Volume Control True Off Position

On Jun 8, 2008, at 12:33 AM, xxxxx@msn.com wrote:

Name : David Yee

Message :
Can you tell me if the phoenix gold VSL125-RB volume control has a true OFF setting? If not is there one with a true OFF setting? I had heard that w/o this then there is a small amount of sound coming from the speakers even with the volume setting at the lowest?



Nope. None of the impedance matching versions out there will have a true off setting, where it totally disconnects from the circuit.

This is because the function of the impedance matching is that the whole circuit needs to remain constant. Meaning that the amp sees 8 ohms of impedance all the time. If one were to be taken out of the circuit, the impedance would change, going up in value, thereby all the other speakers would get more quiet. Which would be undesirable.

But I haven’t experienced that bleed thru with any of the volume controls at all. If you have your system properly initialized with most all of your volume controls set correctly, you shouldn’t hear anything when you turn one off.

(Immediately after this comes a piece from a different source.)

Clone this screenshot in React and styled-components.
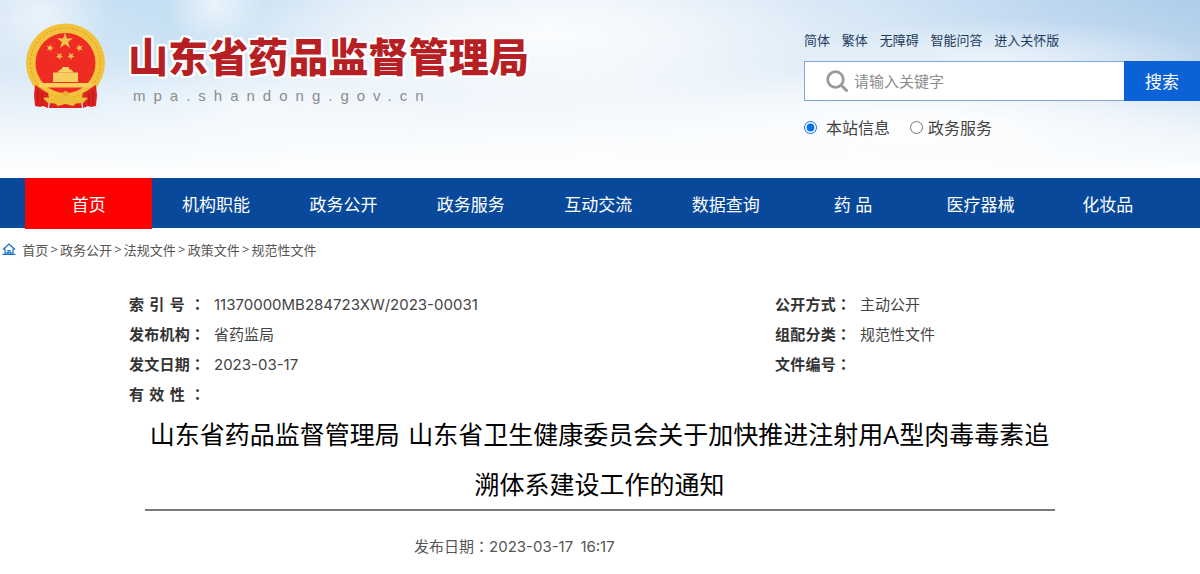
import React from 'react';
import styled, {createGlobalStyle} from 'styled-components';

const CJK = `"Open Sans", "Noto Sans CJK SC", sans-serif`;

const GlobalStyle = createGlobalStyle`
    html, body {
        margin: 0;
        padding: 0;
        background: #fff;
        font-family: ${CJK};
    }
`;

const Page = styled.div`
    width: 1200px;
    height: 574px;
    overflow: hidden;
`;

const Header = styled.header`
    height: 178px;
    display: flex;
    justify-content: space-between;
    background:
        radial-gradient(ellipse 70px 60px at 40px 15px, rgba(255,255,255,0.6), rgba(255,255,255,0) 100%),
        radial-gradient(ellipse 50px 40px at 215px 5px, rgba(255,255,255,0.6), rgba(255,255,255,0) 100%),
        radial-gradient(ellipse 340px 60px at 930px 125px, rgba(255,255,255,0.95), rgba(255,255,255,0) 100%),
        radial-gradient(ellipse 300px 75px at 540px 35px, rgba(255,255,255,0.85), rgba(255,255,255,0) 100%),
        radial-gradient(ellipse 220px 40px at 1000px 60px, rgba(255,255,255,0.6), rgba(255,255,255,0) 100%),
        radial-gradient(ellipse 200px 60px at 250px 110px, rgba(255,255,255,0.5), rgba(255,255,255,0) 100%),
        linear-gradient(to bottom, rgba(255,255,255,0) 0%, rgba(255,255,255,0.2) 35%, rgba(255,255,255,0.8) 78%, #fff 100%),
        linear-gradient(to right, #cfe3f4 0%, #c3def3 14%, #dbeaf6 30%, #e6f0f9 50%, #d5e6f5 72%, #bcd6ef 88%, #aecdea 100%);
`;

const Brand = styled.div`
    display: flex;
    align-items: flex-start;
    padding: 23px 0 0 25px;
`;

const Emblem = styled.svg`
    width: 82px;
    height: 86px;
    flex: none;
`;

const BrandText = styled.div`
    margin: 8px 0 0 21px;
`;

const SiteName = styled.div`
    font-family: "Noto Sans CJK SC", sans-serif;
    font-size: 40px;
    line-height: 48px;
    letter-spacing: 0.1px;
    font-weight: 900;
    color: #b61f24;
    white-space: nowrap;
    text-shadow: 2px 0 0 #fff, -2px 0 0 #fff, 0 2px 0 #fff, 0 -2px 0 #fff,
        2px 2px 0 #fff, -2px 2px 0 #fff, 2px -2px 0 #fff, -2px -2px 0 #fff;
`;

const SiteUrl = styled.div`
    margin: 8px 0 0 5px;
    font-family: "Liberation Sans", sans-serif;
    font-size: 15px;
    line-height: 18px;
    letter-spacing: 8px;
    color: #8a8c8e;
    white-space: nowrap;
`;

const Tools = styled.div`
    width: 396px;
    padding-top: 32px;
`;

const TopLinks = styled.div`
    display: flex;
    gap: 11.8px;
    font-size: 13px;
    line-height: 17px;
    color: #1f3b5c;
`;

const SearchBar = styled.div`
    display: flex;
    height: 40px;
    margin-top: 12px;
`;

const SearchField = styled.div`
    width: 320px;
    box-sizing: border-box;
    display: flex;
    align-items: center;
    gap: 6px;
    padding-left: 21px;
    background: #fff;
    border: 1px solid #7fa7dc;
    border-right: none;
    color: #8c8c8c;
    font-size: 15px;
`;

const Placeholder = styled.span`
    margin-bottom: 2px;
`;

const SearchButton = styled.div`
    flex: 1;
    display: flex;
    align-items: center;
    justify-content: center;
    padding-bottom: 2px;
    background: #0b62d6;
    color: #fff;
    font-size: 17px;
`;

const Scopes = styled.div`
    display: flex;
    align-items: center;
    margin-top: 16px;
    height: 20px;
    font-size: 16px;
    color: #444;
`;

const Scope = styled.label`
    display: flex;
    align-items: center;
    gap: ${p => p.$gap}px;
    margin-right: 20px;
`;

const Radio = styled.input`
    width: 13px;
    height: 13px;
    margin: 0;
    accent-color: #0b6ff0;
`;

const Nav = styled.nav`
    display: flex;
    height: 50px;
    padding-left: 25px;
    background: #09499c;
`;

const NavItem = styled.div`
    width: 127.4px;
    height: ${p => (p.$active ? 51 : 50)}px;
    display: flex;
    align-items: center;
    justify-content: center;
    color: #fff;
    font-size: 17px;
    background: ${p => (p.$active ? '#ff0000' : 'transparent')};
`;

const Crumbs = styled.div`
    display: flex;
    align-items: center;
    gap: 2.2px;
    height: 20px;
    margin-top: 11px;
    padding-left: 2px;
    font-size: 13px;
    color: #555;
`;

const HomeIcon = styled.svg`
    width: 14px;
    height: 12px;
    margin-right: 4px;
`;

const Article = styled.main`
    width: 910px;
    margin: 0 auto;
`;

const MetaGrid = styled.div`
    display: grid;
    grid-template-columns: 646px 1fr;
    margin: 30px 0 0 -16px;
    width: 926px;
`;

const MetaRow = styled.div`
    display: flex;
    height: 30px;
    align-items: center;
    font-size: 15px;
    font-family: Inter, "Noto Sans CJK SC", sans-serif;
    color: #444;
`;

const MetaLabel = styled.b`
    width: 76px;
    margin: 0 9px 2px 0;
    flex: none;
    font-weight: 700;
    color: #333;
    font-family: "Noto Sans CJK SC", sans-serif;
    text-align: justify;
    text-align-last: justify;
`;

const MetaValue = styled.span`
    margin-bottom: ${p => (p.$cjk ? 2 : 0)}px;
`;

// the reference's full-width colon sits in the middle of its cell, as in the TC cut
const Colon = styled.span`
    font-family: "Noto Sans CJK TC", sans-serif;
`;

const Title = styled.h1`
    margin: 0;
    padding-right: 1px;
    font-size: 25px;
    line-height: 50px;
    font-weight: 400;
    word-spacing: 2px;
    color: #000;
    text-align: center;
    border-bottom: 2px solid #777;
`;

const PublishDate = styled.div`
    margin: 25px 0 0 269px;
    font-size: 15px;
    line-height: 20px;
    word-spacing: 3px;
    font-family: Inter, "Noto Sans CJK SC", sans-serif;
    color: #555;
`;

const NAV_ITEMS = ['首页', '机构职能', '政务公开', '政务服务', '互动交流', '数据查询', '药 品', '医疗器械', '化妆品'];

const META = [
    ['索 引 号 ', '11370000MB284723XW/2023-00031'],
    ['公开方式', '主动公开', true],
    ['发布机构', '省药监局', true],
    ['组配分类', '规范性文件', true],
    ['发文日期', '2023-03-17'],
    ['文件编号', ''],
    ['有 效 性 ', ''],
];

const Star = ({x, y, r, rot = 0}) => {
    const points = [];
    for (let i = 0; i < 10; i++) {
        const radius = i % 2 ? r * 0.38 : r;
        const a = (Math.PI / 5) * i - Math.PI / 2 + rot;
        points.push(`${(x + radius * Math.cos(a)).toFixed(2)},${(y + radius * Math.sin(a)).toFixed(2)}`);
    }
    return <polygon points={points.join(' ')} fill="#f3c24a"/>;
};

const NationalEmblem = () => (
    <Emblem viewBox="25 23 82 86">
        <circle cx="65.5" cy="63" r="39.5" fill="#f2c23c"/>
        <circle cx="65.5" cy="63" r="35" fill="none" stroke="#e2a82a" strokeWidth="1.2" strokeDasharray="2.500 2"/>
        <circle cx="65.5" cy="63" r="30" fill="#ee2c24"/>
        <Star x={65} y={41} r={8.5}/>
        <Star x={50} y={48} r={4} rot={0.3}/>
        <Star x={79.5} y={48} r={4} rot={-0.3}/>
        <Star x={59.5} y={56} r={4} rot={0.6}/>
        <Star x={71} y={56} r={4} rot={-0.6}/>
        <path d="M57 72.500l3-3h1.500l1-2.500h6l1 2.500h1.500l3 3z" fill="#f7d566"/>
        <path d="M53 72.500h25V82H53z" fill="#f7cf5e"/>
        <path d="M38 83h55c-0.500 2-1 3-2 4.500H40c-1-1.500-1.500-2.500-2-4.500z" fill="#f7d05c"/>
        <path d="M35 85c4 2 8 6 13 8l1 5-1 10-5-2-3 1-5-1-1-11z" fill="#dd2220"/>
        <path d="M96 85c-4 2-8 6-13 8l-1 5 1 10 5-2 3 1 5-1 1-11z" fill="#dd2220"/>
        <path d="M38 90v15M42 93v13M93 90v15M89 93v13" stroke="#a81414" strokeWidth="0.800" fill="none"/>
        <path d="M50 102h31l1 6H49z" fill="#dd2220"/>
        <path d="M43 98c5-1 12 0 15 2 1-4 3-7 7.500-7s6.500 3 7.500 7c3-2 10-3 15-2l-5 5-7 0.500-3 2.500-7.500-2-7.500 2-3-2.500-7-0.500z" fill="#f0bd3a"/>
        <circle cx="65.500" cy="93.500" r="2.500" fill="#e8ac2e"/>
    </Emblem>
);

const App = () => {
    return (
        <Page>
            <GlobalStyle/>
            <Header>
                <Brand>
                    <NationalEmblem/>
                    <BrandText>
                        <SiteName>山东省药品监督管理局</SiteName>
                        <SiteUrl>mpa.shandong.gov.cn</SiteUrl>
                    </BrandText>
                </Brand>
                <Tools>
                    <TopLinks>
                        <span>简体</span>
                        <span>繁体</span>
                        <span>无障碍</span>
                        <span>智能问答</span>
                        <span>进入关怀版</span>
                    </TopLinks>
                    <SearchBar>
                        <SearchField>
                            <svg width="22" height="22" viewBox="0 0 22 22" fill="none" stroke="#9a9a9a">
                                <circle cx="9.500" cy="9.500" r="7.800" strokeWidth="2.800"/>
                                <path d="M15.500 15.500L20.500 20.500" strokeWidth="3" strokeLinecap="round"/>
                            </svg>
                            <Placeholder>请输入关键字</Placeholder>
                        </SearchField>
                        <SearchButton>搜索</SearchButton>
                    </SearchBar>
                    <Scopes>
                        <Scope $gap={9}>
                            <Radio type="radio" name="scope" defaultChecked/>
                            本站信息
                        </Scope>
                        <Scope $gap={5}>
                            <Radio type="radio" name="scope"/>
                            政务服务
                        </Scope>
                    </Scopes>
                </Tools>
            </Header>
            <Nav>
                {NAV_ITEMS.map((item, i) => (
                    <NavItem key={item} $active={i === 0}>{item}</NavItem>
                ))}
            </Nav>
            <Crumbs>
                <HomeIcon viewBox="0 0 14 12" fill="none" stroke="#1a6fc4" strokeWidth="1.200">
                    <path d="M1 6.500L7 1l6 5.500M3 5.500V10h8V5.500M6 10V7.500h2V10M0.500 11.400h13"/>
                </HomeIcon>
                <span>首页</span><span>&gt;</span>
                <span>政务公开</span><span>&gt;</span>
                <span>法规文件</span><span>&gt;</span>
                <span>政策文件</span><span>&gt;</span>
                <span>规范性文件</span>
            </Crumbs>
            <Article>
                <MetaGrid>
                    {META.map(([label, value, cjk]) => (
                        <MetaRow key={label}>
                            <MetaLabel>{label}<Colon>：</Colon></MetaLabel>
                            <MetaValue $cjk={cjk}>{value}</MetaValue>
                        </MetaRow>
                    ))}
                </MetaGrid>
                <Title>
                    山东省药品监督管理局 山东省卫生健康委员会关于加快推进注射用A型肉毒毒素追溯体系建设工作的通知
                </Title>
                <PublishDate>发布日期<Colon>：</Colon>2023-03-17 16:17</PublishDate>
            </Article>
        </Page>
    );
};

export default App;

Another option to avoid it completely would be to use a speaker selector as your impedance device and when you need to confidently turn off an area, use the button on the speaker selector. Speaker selectors take the leg completely out of the circuit. In this case, you’d use just regular volume controls with no impedance matching.



Impedance Matching Volume Controls vs. Speaker Selector Question

Everything I read indicates I need to connect my receiver to an impedance matching speaker selector, from there to each room’s volume control and speaker pair. If I have impedance matching volume controls in each room, why do I need a speaker selector? What does the speaker selector actually do? Can I run parallel to each room’s volume control directly from the receiver without a speaker selector? Thanks.

Typically, in a home situation we suggest a speaker selector with standard volume controls because you can turn off areas that you wouldn’t normally use and those areas truly get taken out of the circuit. Then the other areas get more power and better sound.

In an application that you would have all the areas on most all the time, you could (and should) use just impedance matching volume controls only. When you turn down an impedance matching volume control to it’s “off” position, it’s not truly off on the back side of the circuit. It has to remain in the circuit or else the circuit would always be changing the load to the amp, therefor causing volume fluctuations everywhere anytime someone even makes one click of an adjustment.

So you can do it both ways. The downside to using the speaker selector method is that it costs a few more bucks.